Des missiles antichars sont posés là, à côté d'une bouilloire, dont l'eau chaude permet de remplir les thermos des soldats.
Ils sont trop fatigués pour prendre l'air courageux.
"Je préfère ne pas estimer combien de temps on peut encore tenir. Tout ce que je peux dire, c'est que nous sommes encore là", a déclaré un commandant ukrainien, qui préfère garder l'anonymat.
"Le meilleur moyen pour décrire la situation ? Etat critique stable", dit-il dans un rire sardonique.
- Coupées du monde -
Une tendance claire a émergé sur le front est de l'Ukraine, au cours du troisième mois de l'invasion russe.
D'un côté, les unités ukrainiennes contre-attaquent et progressent à l'est de la grande ville de Kharkiv. De l'autre, les Russes grignotent petit à petit du terrain à environ 150 km au sud-est de l'avancée ukrainienne.
En d'autres termes, les deux armées convergent pour une bataille qui pourrait déterminer si les Russes sont en capacité de prendre la ville stratégique de Kramatorsk.
Les lignes de front bougent à travers des champs ouverts des vallées parsemées de villes industrielles et de plus petites localités rurales désormais quasiment coupées du monde.
Severodonetsk a été transformé en un paysage lunaire, avec ses routes remplies de cratères et de bâtiments calcinés.
Certains habitants ont bien tenté de braver les combats pour essayer de réparer les lignes électriques éventrées, en grimpant sur les poteaux en bois.
"Nous n'avons plus d'électricité ni d'eau depuis deux semaines", explique Guennadiï Lastovets, un soudeur, en attendant une voiture qui devait évacuer son père de 81 ans.
"Mais honnêtement, je n'ai aucune idée de la façon dont se déroule la guerre", ajoute cet homme de 55 ans. "Des rumeurs circulent, mais nous n'avons plus d'accès à Internet, plus de connexion téléphonique".
- Espoir perdu -
Tout ce que sait Galina Abdourachikova, c'est qu'elle est toujours en vie après avoir rampé, pieds nus, dans son appartement touché par un missile, avant de passer les cinq jours suivants seule dans une voiture abandonnée.
De quoi faire perdre espoir à cette dame de 65 ans.
"Je n'ai rien à manger ni à boire. J'avais une bouteille d'eau avec moi, mais plus maintenant. J'ai la bouche sèche", murmure-t-elle.
Sa Lada endommagée était le seul véhicule toujours présent sur la rue principale qui traverse une zone industrielle de laquelle ni soldats, ni civils ne semblaient vouloir sortir.
"Je n'ai plus peur de rien", dit-elle à propos des détonations entendues très fréquemment dans divers endroits de la ville pendant qu'elle parle.

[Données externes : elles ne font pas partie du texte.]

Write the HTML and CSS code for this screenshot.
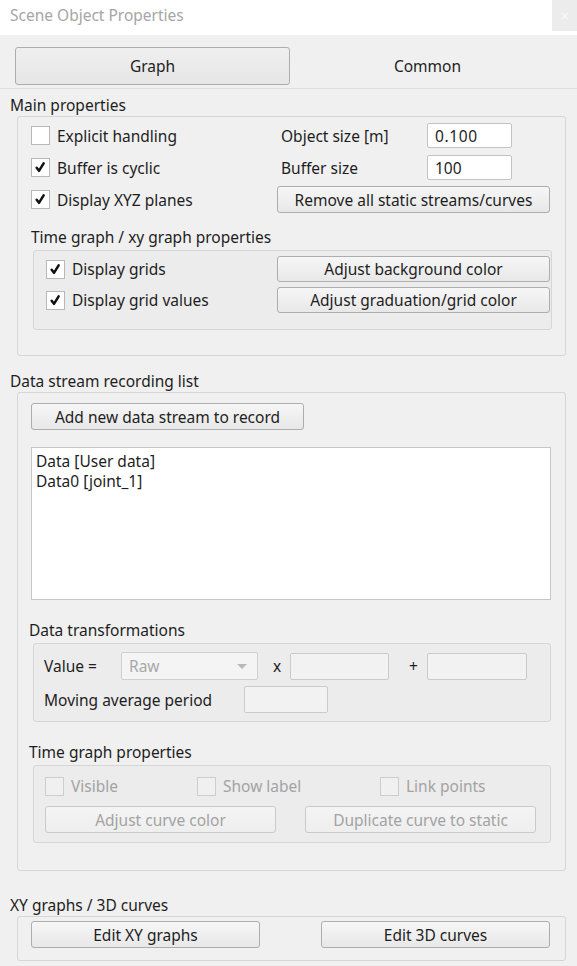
FILE: index.html
```html
<!DOCTYPE html>
<html lang="en">
<head>
<meta charset="utf-8">
<title>Scene Object Properties</title>
<link rel="stylesheet" href="styles.css">
</head>
<body>
<div class="dialog">
  <header class="titlebar">
    <span class="title">Scene Object Properties</span>
    <span class="close">✕</span>
  </header>

  <nav class="tabs">
    <div class="tab active">Graph</div>
    <div class="tab">Common</div>
  </nav>

  <main class="page">
    <div class="section-title first">Main properties</div>
    <section class="group main-props">
      <div class="prop-grid">
        <label class="check"><span class="box"></span>Explicit handling</label>
        <div class="field"><span class="field-label">Object size [m]</span><input class="edit w85 size-value" value="0.100"></div>

        <label class="check"><span class="box"><svg class="tick" viewBox="0 0 19 19" width="17" height="17"><path d="M5.2 9.8 L7.8 13.2 L13 4.8"/></svg></span>Buffer is cyclic</label>
        <div class="field"><span class="field-label">Buffer size</span><input class="edit w85" value="100"></div>

        <label class="check"><span class="box"><svg class="tick" viewBox="0 0 19 19" width="17" height="17"><path d="M5.2 9.8 L7.8 13.2 L13 4.8"/></svg></span>Display XYZ planes</label>
        <button class="btn w273">Remove all static streams/curves</button>
      </div>

      <div class="sub-title">Time graph / xy graph properties</div>
      <div class="group nested graph-props">
        <label class="check"><span class="box"><svg class="tick" viewBox="0 0 19 19" width="17" height="17"><path d="M5.2 9.8 L7.8 13.2 L13 4.8"/></svg></span>Display grids</label>
        <button class="btn w273">Adjust background color</button>
        <label class="check"><span class="box"><svg class="tick" viewBox="0 0 19 19" width="17" height="17"><path d="M5.2 9.8 L7.8 13.2 L13 4.8"/></svg></span>Display grid values</label>
        <button class="btn w273">Adjust graduation/grid color</button>
      </div>
    </section>

    <div class="section-title">Data stream recording list</div>
    <section class="group stream-list">
      <button class="btn w273">Add new data stream to record</button>
      <ul class="list">
        <li>Data [User data]</li>
        <li>Data0 [joint_1]</li>
      </ul>

      <div class="sub-title inset">Data transformations</div>
      <div class="group nested transform">
        <div class="row value-row">
          <span class="value-label">Value =</span>
          <div class="combo disabled"><span>Raw</span><span class="arrow"></span></div>
          <span class="op op-x">x</span>
          <input class="edit w99" disabled>
          <span class="op op-plus">+</span>
          <input class="edit w100" disabled>
        </div>
        <div class="row avg-row">
          <span class="avg-label">Moving average period</span>
          <input class="edit w84" disabled>
        </div>
      </div>

      <div class="sub-title inset">Time graph properties</div>
      <div class="group nested curve-props">
        <div class="row checks">
          <label class="check off c-visible"><span class="box"></span>Visible</label>
          <label class="check off c-label"><span class="box"></span>Show label</label>
          <label class="check off"><span class="box"></span>Link points</label>
        </div>
        <div class="row curve-buttons">
          <button class="btn w231" disabled>Adjust curve color</button>
          <button class="btn w231" disabled>Duplicate curve to static</button>
        </div>
      </div>
    </section>

    <div class="section-title">XY graphs / 3D curves</div>
    <section class="group xy-curves">
      <button class="btn w229">Edit XY graphs</button>
      <button class="btn w229">Edit 3D curves</button>
    </section>
  </main>
</div>
</body>
</html>
```

FILE: styles.css
```css
* {
  box-sizing: border-box;
}

html,
body {
  margin: 0;
  padding: 0;
}

body {
  width: 577px;
  height: 966px;
  overflow: hidden;
  background: #f0f0f0;
  font-family: "Noto Sans", "DejaVu Sans", sans-serif;
  font-size: 15.5px;
  color: #1e1e1e;
}

/* window caption */
.titlebar {
  height: 35px;
  background: #fff;
  display: flex;
  justify-content: space-between;
  align-items: flex-start;
}

.title {
  padding-left: 10px;
  line-height: 30px;
  color: #a6a6a6;
}

.close {
  width: 25px;
  height: 31px;
  background: #ececec;
  color: #fafafa;
  font-size: 11px;
  display: flex;
  align-items: center;
  justify-content: center;
}

/* tab strip */
.tabs {
  height: 54px;
  display: flex;
  padding: 12px 0 0 15px;
  border-bottom: 1px solid #dedede;
}

.tab {
  width: 275px;
  height: 38px;
  display: flex;
  align-items: center;
  justify-content: center;
}

.tab.active {
  border: 1px solid #adadad;
  border-radius: 3px;
  background: linear-gradient(#efefef, #e6e6e6);
}

/* page body */
.page {
  padding: 0 11px 0 17px;
}

.section-title {
  margin-left: -7px;
  height: 22px;
  line-height: 22px;
}

.section-title.first {
  margin-top: 5px;
}

.group {
  border: 1px solid #d6d6d6;
  border-radius: 3px;
}

.nested {
  background: #ececec;
}

.sub-title {
  height: 20px;
  line-height: 20px;
}

.sub-title.inset {
  margin-left: -2px;
}

/* controls */
.check {
  display: flex;
  align-items: center;
  gap: 7px;
  white-space: nowrap;
}

.box {
  width: 19px;
  height: 19px;
  flex: none;
  background: #fff;
  border: 1px solid #b8b8b8;
  display: flex;
  align-items: center;
  justify-content: center;
}

.tick path {
  fill: none;
  stroke: #111;
  stroke-width: 2.8;
  stroke-linecap: round;
  stroke-linejoin: round;
}

.check.off {
  color: #a3a3a3;
}

.check.off .box {
  background: #f0f0f0;
  border-color: #cdcdcd;
}

.btn {
  height: 27px;
  padding: 0;
  border: 1px solid #adadad;
  border-radius: 3px;
  background: linear-gradient(#f6f6f6, #e8e8e8);
  font: inherit;
  color: inherit;
}

.btn:disabled {
  border-color: #cacaca;
  background: linear-gradient(#f4f4f4, #eeeeee);
  color: #a3a3a3;
}

.w273 { width: 273px; }
.w231 { width: 231px; }
.w229 { width: 229px; }

.edit {
  height: 25px;
  padding: 0 7px;
  border: 1px solid #c3c3c3;
  border-radius: 2px;
  background: #fff;
  font: inherit;
  color: inherit;
  outline: none;
}

.edit:disabled {
  background: #f2f2f2;
  border-color: #cbcbcb;
}

.size-value {
  letter-spacing: 0.6px;
}

.w85 { width: 85px; }
.w99 { width: 99px; height: 27px; }
.w100 { width: 100px; height: 27px; }
.w84 { width: 84px; height: 27px; }

/* main properties */
.main-props {
  padding: 5px 15px 25px 13px;
  margin-bottom: 14px;
}

.prop-grid {
  display: grid;
  grid-template-columns: 246px 273px;
  grid-auto-rows: 27px;
  row-gap: 5px;
  align-items: center;
}

.field {
  display: flex;
  align-items: center;
}

.field-label {
  width: 150px;
  padding-left: 4px;
}

.main-props .sub-title {
  margin-top: 14px;
  margin-bottom: 3px;
}

.graph-props {
  margin: 0 -2px 0 2px;
  padding: 5px 1px 16px 12px;
  display: grid;
  grid-template-columns: 231px 273px;
  grid-auto-rows: 26px;
  row-gap: 5px;
  align-items: center;
}

.graph-props .btn {
  height: 26px;
}

/* data stream list */
.stream-list {
  padding: 10px 14px 27px 13px;
  margin-bottom: 23px;
}

.list {
  list-style: none;
  margin: 17px 0 0;
  height: 153px;
  padding: 3px 4px;
  background: #fff;
  border: 1px solid #c6c6c6;
  line-height: 20px;
}

.stream-list .sub-title {
  margin-top: 20px;
  margin-bottom: 3px;
}

.row {
  display: flex;
  align-items: center;
}

.transform {
  margin-left: 2px;
  padding: 8px 10px 8px 10px;
}

.value-row {
  height: 28px;
}

.value-label {
  width: 77px;
}

.combo {
  width: 137px;
  height: 28px;
  padding: 0 10px 0 7px;
  border: 1px solid #d0d0d0;
  border-radius: 2px;
  background: #f4f4f4;
  color: #a8a8a8;
  display: flex;
  align-items: center;
  justify-content: space-between;
}

.arrow {
  width: 0;
  height: 0;
  border-left: 5px solid transparent;
  border-right: 5px solid transparent;
  border-top: 5px solid #b9b9b9;
}

.op {
  flex: none;
}

.op-x {
  width: 32px;
  padding-left: 15px;
}

.op-plus {
  width: 38px;
  padding-left: 20px;
}

.avg-row {
  height: 27px;
  margin-top: 6px;
}

.avg-label {
  width: 200px;
}

.stream-list .sub-title + .curve-props {
  margin-top: 1px;
}

.curve-props {
  margin-left: 2px;
  padding: 9px 10px 9px 11px;
}

.checks {
  height: 22px;
}

.c-visible { width: 152px; }
.c-label { width: 183px; }

.curve-buttons {
  margin-top: 9px;
  gap: 29px;
}

/* XY graphs / 3D curves */
.xy-curves {
  padding: 4px 15px 12px 13px;
  display: flex;
  justify-content: space-between;
}
```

"Au début, j'avais peur que ces choses me tuent. Mais maintenant je n'ai plus peur. Si ça me tombe dessus, ça me tombe dessus".
- "Ils sont partis" -
La ville est actuellement dirigée par une administration civilo-militaire qui opère depuis un bâtiment qui abritait avant la guerre plus d'une demi-douzaine d'organisations humanitaires américaines et européennes.
Mais les travailleurs humanitaires ont été contraints de quitter la ville, après en avoir reçu l'ordre par leurs gouvernements respectifs avant le début de l'invasion russe le 24 février.
Les seuls qui restent, dont quelques européens, se sentent abandonnés et trahis.
"Ils sont partis sans jamais se retourner", déplore l'humanitaire britannique Philip Ivlev-York en montrant l'ancien bureau d'un organisme européen.
Le chef de l'administration municipale, Oleksandre Strioup, est lui occupé au sous-sol à feuilleter des papiers pour déterminer où envoyer les vivres disponibles. Au moment où une salve de tirs de défense depuis une position fortifiée devant le bâtiment le force à lever les yeux.
"La situation se tend car les attaques sont de plus en plus fréquentes", analyse-t-il.
"Ils essayent de prendre la ville. Mais nous la défendons".